» PROVIDED MATERIAL:
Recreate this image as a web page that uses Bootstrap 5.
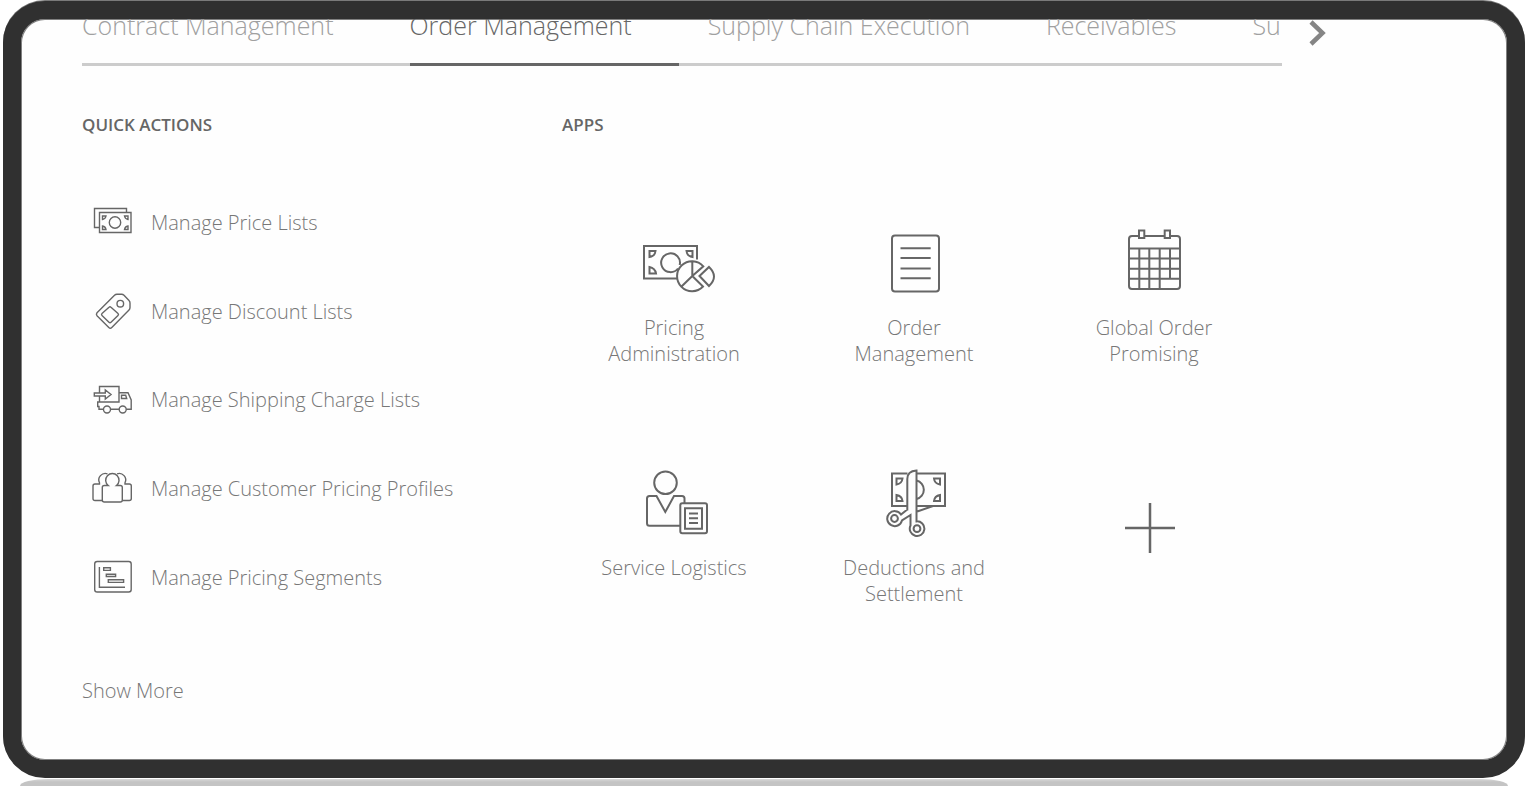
<!DOCTYPE html>
<html lang="en">
<head>
<meta charset="utf-8">
<meta name="viewport" content="width=device-width, initial-scale=1">
<title>Order Management</title>
<link href="https://cdn.jsdelivr.net/npm/bootstrap@5.3.0/dist/css/bootstrap.min.css" rel="stylesheet">
<style>
  body { font-family: "Open Sans", "Noto Sans", sans-serif; font-weight: 300; font-size: 20px; line-height: 26px; color: #777; background: #fff; }
  a { color: inherit; text-decoration: none; }
  svg { fill: none; stroke: #666; flex: none; display: block; }
  .device { margin: 1px 3px 0; border: 18px solid #303030; border-radius: 42px; background: #fefefe; box-shadow: 0 -1px 0 #7a7a7a, inset 0 0 0 1px #808080; }
  .device-shade { height: 7px; margin: 1px 20px 0; border-radius: 28px 28px 0 0 / 7px 7px 0 0; background: linear-gradient(#d8d8d8, #c4c4c4 3px); }
  .home { padding: 0 61px 52px; }
  .tab-strip { flex: 0 1 1200px; min-width: 0; margin-top: -13px; border-bottom: 3px solid #ccc; height: 60px; font-size: 25px; line-height: 38px; }
  .tab-strip a { display: block; flex: none; color: #a0a0a0; padding-right: 47px; margin-right: 29px; height: 60px; border-bottom: 3px solid transparent; white-space: nowrap; }
  .tab-strip a.active { color: #666; border-color: #666; }
  .tab-strip a:last-child { padding-right: 0; margin-right: 0; }
  .tab-clip { overflow: hidden; height: 60px; }
  .next-btn { margin-left: 27px; }
  .sections { margin-top: 47px; }
  .section-title { font-size: 17px; line-height: 24px; font-weight: 600; color: #666; margin: 0; }
  .quick { flex: 0 0 480px; }
  .quick-list { min-height: 443px; margin-top: 42px; }
  .quick-list a { gap: 19px; padding-left: 10px; }
  .more-link { display: inline-block; margin-top: 56px; }
  .apps-grid { width: 720px; margin: 88px 0 0 -8px; }
  .app-tile { height: 240px; }
  .app-tile svg { margin-bottom: 10px; stroke-width: 2; }
  .app-tile span { max-width: 160px; }
</style>
</head>
<body class="d-flex flex-column min-vh-100">
<main class="device flex-grow-1 overflow-hidden">
  <div class="home">
    <div class="d-flex align-items-start">
      <nav class="tab-strip" aria-label="Areas">
        <div class="tab-clip d-flex">
          <a href="#">Contract Management</a>
          <a href="#" class="active" aria-current="page">Order Management</a>
          <a href="#">Supply Chain Execution</a>
          <a href="#">Receivables</a>
          <a href="#">Su</a>
        </div>
      </nav>
      <button type="button" class="next-btn btn p-0 border-0" aria-label="Next areas">
        <svg width="18" height="28" viewBox="0 0 18 28" stroke-width="4.500"><path opacity=".8" d="M2 3L13.500 14L2 25"/></svg>
      </button>
    </div>
    <div class="sections d-flex flex-wrap flex-xl-nowrap">
      <section class="quick">
        <h2 class="section-title">QUICK ACTIONS</h2>
        <div class="quick-list d-flex flex-column">
          <a href="#" class="d-flex align-items-center flex-fill">
            <svg width="40" height="40" stroke-width="1.400"><path d="M7.500 24.500H2.500V5.500H34.500V9.500"/><path d="M7.500 9.500h31.500v20h-31.500z"/><circle cx="23" cy="19.500" r="5.700"/><path d="M10.500 13h3.500q-.5 3-3.500 3.500zM36 13h-3.500q.5 3 3.500 3.500zM10.500 26.500h3.500q-.5-3-3.500-3.500zM36 26.500h-3.500q.5-3 3.500-3.500z"/></svg>
            <span>Manage Price Lists</span></a>
          <a href="#" class="d-flex align-items-center flex-fill">
            <svg width="40" height="40" stroke-width="1.400" stroke-linejoin="round"><path d="M25 2.200H29.500Q31 2.200 32 3.200L37 8.500Q38 9.500 38 11V15.500Q38 17 37 18L19.800 35.500Q18.300 37 16.800 35.500L5 23.700Q3.800 22.200 5 20.700L22.500 3.200Q23.500 2.200 25 2.200Z"/><circle cx="28.300" cy="11.700" r="3.300"/><path d="M17 15.200Q18 14.200 19 15.200L26 21.500Q27 22.500 26 23.500L19 30.300Q18 31.300 17 30.300L10 23.500Q9 22.500 10 21.500Z"/></svg>
            <span>Manage Discount Lists</span></a>
          <a href="#" class="d-flex align-items-center flex-fill">
            <svg width="40" height="40" stroke-width="1.400"><path d="M7.500 13V6.500H27V22H7.500V16M27 12.700H36L39.200 20V29.300H34.200M27 12.700V22M27.200 29.300H18.500M11.500 29.300H7V26.500H5.700V22H7.500M29.500 15.300h4.200l1 3.200h-5.200z"/><path d="M2.300 13H13.300V10L19 14.500L13.300 19V16H2.300Z"/><circle cx="15" cy="29.500" r="3.500"/><circle cx="30.700" cy="29.500" r="3.500"/></svg>
            <span>Manage Shipping Charge Lists</span></a>
          <a href="#" class="d-flex align-items-center flex-fill">
            <svg width="40" height="40" stroke-width="1.400"><path d="M16.200 16.500A6.700 6.700 0 1 1 24.500 16.500H28.300Q30.300 16.500 30.300 18.500V31Q30.300 33 28.300 33H12.300Q10.300 33 10.300 31V18.500Q10.300 16.500 12.300 16.500Z"/><path d="M10.300 31.500H3Q1 31.500 1 29.500V17Q1 15 3 15H7.500V13.800A6.500 6.500 0 0 1 15.500 4.800M30.300 31.500H37.300Q39.300 31.500 39.300 29.500V17Q39.300 15 37.300 15H33V13.800A6.500 6.500 0 0 0 25 4.800"/></svg>
            <span>Manage Customer Pricing Profiles</span></a>
          <a href="#" class="d-flex align-items-center flex-fill">
            <svg width="40" height="40" stroke-width="1.400"><rect x="2.700" y="3.500" width="36.500" height="30.500" rx="2.500"/><path d="M7.400 9V29.300H33M11.700 9.700h6.700v2.700h-6.700zM14.300 16.300h9.300v2.200h-9.300zM16.300 21.700h15.300v2.700h-15.300z"/></svg>
            <span>Manage Pricing Segments</span></a>
        </div>
        <a href="#" class="more-link">Show More</a>
      </section>
      <section>
        <h2 class="section-title">APPS</h2>
        <div class="apps-grid row row-cols-3 g-0 text-center">
          <a href="#" class="app-tile d-flex flex-column align-items-center">
            <svg width="84" height="80"><path d="M46 53.500H12V21H65V34.500"/><path d="M46 43.500A9.400 9.400 0 1 1 47.700 40"/><path d="M17.500 26h6q-.5 5-6 6zM60.500 26h-6q.5 5 6 6zM17.500 48.500h6.500q-1-5.500-6.500-6.500z"/><path d="M71.300 41.300A15 15 0 1 0 71 61.500L60.300 51ZM60.300 36V51L49 62M67.500 51L77 42Q87 51.500 77 61Z"/></svg>
            <span>Pricing Administration</span></a>
          <a href="#" class="app-tile d-flex flex-column align-items-center">
            <svg width="84" height="80"><rect x="20" y="10.500" width="47" height="56" rx="3"/><path d="M28.500 23.300H58.700M28.500 33H58.700M28.500 43.500H58.700M28.500 53.300H58.700"/></svg>
            <span>Order Management</span></a>
          <a href="#" class="app-tile d-flex flex-column align-items-center">
            <svg width="84" height="80"><path d="M27 11H20Q17 11 17 14V61Q17 64 20 64H65Q68 64 68 61V14Q68 11 65 11H58M32.500 11H52.500M27 5.500h5.300v7.500h-5.300zM52.700 5.500h5.300v7.500h-5.300z"/><path d="M17 23.500H68M17 33.500H68M17 43.700H68M17 53.700H68M27.300 23.500V64M37.300 23.500V64M47.700 23.500V64M58 23.500V53.700"/></svg>
            <span>Global Order Promising</span></a>
          <a href="#" class="app-tile d-flex flex-column align-items-center">
            <svg width="84" height="80"><circle cx="33.500" cy="17.700" r="11.300"/><path d="M48 60.700H17.500Q15 60.700 15 58.200V33.500Q15 31 17.500 31H24.500L33.300 47L42 31H50Q52.500 31 52.500 33.500V38"/><rect x="48.300" y="38.300" width="26.700" height="30" rx="2"/><path d="M53 43.300h17v20.500h-17zM57 48.500H66M57 53.200H66M57 58H66"/></svg>
            <span>Service Logistics</span></a>
          <a href="#" class="app-tile d-flex flex-column align-items-center">
            <svg width="84" height="80"><path d="M35.300 41H20V8.500H35.500M44.500 8.500H73V41H44.500M44.500 15.500A9.500 9.500 0 0 1 44.500 34M24.500 13.500h6q-.5 5-6 6zM68 13.500h-6q.5 5 6 6zM24.500 36h6q-.5-5-6-6zM68 36h-6q.5-5 6-6z"/><path d="M35.300 45.500V14Q35.300 6 44.500 5.500V56.400A7.300 7.300 0 1 1 38.500 60.500V50L30 55.500A7.500 7.500 0 1 1 29 49.500L35.300 44.500M44.500 46.800L61 41"/><circle cx="22.500" cy="53.500" r="3.400"/><circle cx="45" cy="63.700" r="3.400"/></svg>
            <span>Deductions and Settlement</span></a>
          <button type="button" class="app-tile btn border-0 p-0 rounded-0 d-flex flex-column align-items-center" aria-label="Add app">
            <svg width="84" height="90"><path stroke-width="2.500" d="M13 63H63M38 38V88"/></svg>
          </button>
        </div>
      </section>
    </div>
  </div>
</main>
<div class="device-shade"></div>
<script src="https://cdn.jsdelivr.net/npm/bootstrap@5.3.0/dist/js/bootstrap.bundle.min.js"></script>
</body>
</html>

» EXERCISE DESCRIPTION:
Tally the lines of the data that hold the string "page". Answer with the number and nothing more.

» FULL OUTPUT:
2